Since 2014 there have been three separate consultations by the Solicitors Regulation Authority (SRA), each proposing what can best be described as ‘commercial’ changes to the MTC.
What was proposed?
The ideas (over the years) put out for consultation included:
- £500,000 per claim limit (minimum)
- Conveyancing firms to have £1m minimum cover
- A reduction of run-off cover to three years
- A limit on defence costs/excess to apply to them
- A cap in the level of run-off cover required
- Extended exclusion clauses
- An aggregation limit (to avoid/limit sideways exposure)
When all the ideas are looked at, what was essentially being proposed was a radical overhaul of the ‘gold-plated’ policy. The stated intention was to reduce premiums. Interestingly, the response levels from the profession to each of the three consultations was ‘lukewarm’ to say the least. More recently, industry response has suggested premiums would not reduce as a result of the proposed changes.
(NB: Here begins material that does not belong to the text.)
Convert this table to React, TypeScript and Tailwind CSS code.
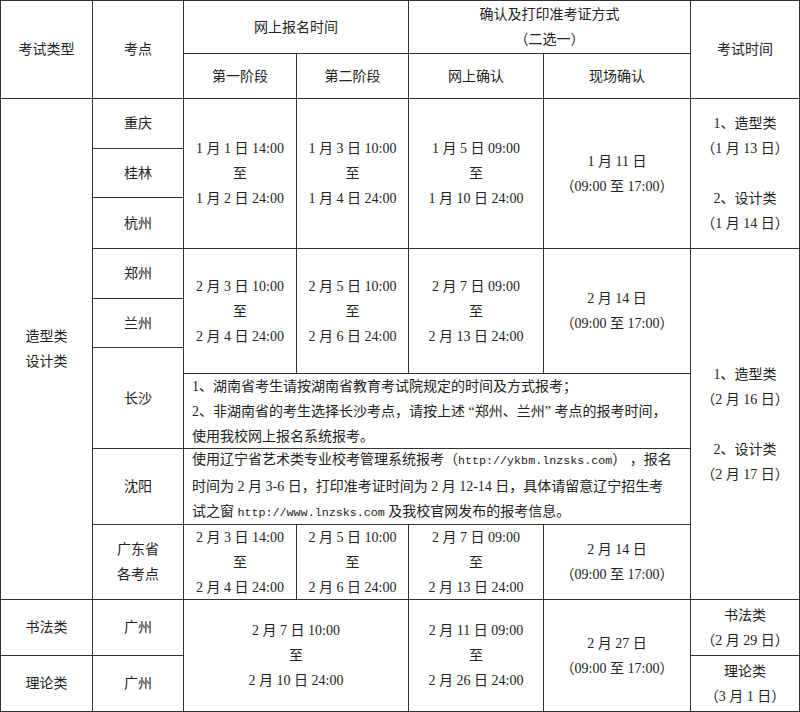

As it happens, we are now in a hard market and premiums are on the rise. Capacity is less and, now the commercial market for insurance in this sector is mature (20 years in), the long-tail cost of the business is now far better understood by insurers. This is likely to mean that conclusions have been reached that in order to ensure a profitable return on the business, three factors are critical: i) volume; iii) pricing; and iii) longevity. A little bit like with stocks and shares, this market is not one you can easily dip in and out of and hope to do well.
Will anything ever change?
As we enter a new decade, it would be unrealistic to plan (or hope) for any significant changes to the MTC. For 6 years or more, some change had been anticipated by the insurance market, but to no avail (save for the fact that freelance solicitors can take out ‘adequate and appropriate’ cover). It is difficult to see the SRA credibly reviewing this area again during the next 5 years.
That said, some reflection may mean that more incremental change is a more realistic ambition. The level of change contained in the SRA’s various consultations, and Labour’s 2019 manifesto, have some similarities and both had good intentions. Sir Keir Starmer has recently accepted that the manifesto was ‘over-loaded’ and perhaps the SRA will stand back and reach the same conclusion.
The one change that had some real sense and attraction to it (for insurers, certainly) was the proposal to reduce the compulsory run-off period, or manage the level of run-off cover. Innovative thinking around this area could see change happen. For example, firms could be required to build up (using an escrow account) funds to meet run-off premiums in the event of cessation/the requirement to take out run-off cover.
In the short-term, that would be a significant cost to manage but a lead-in period could be allowed for, so as to build up funds. One of the biggest ‘hits’ an insurer takes is when a firm is intervened and cover remains in place for 6 years with no premium. Often smaller firms are named in this conversation, but recent history shows that larger firms are not immune to failure. The difference perhaps being that those firms (or more accurately their business) are then more attractive to be taken on by others, and with that successor practice rules may kick in.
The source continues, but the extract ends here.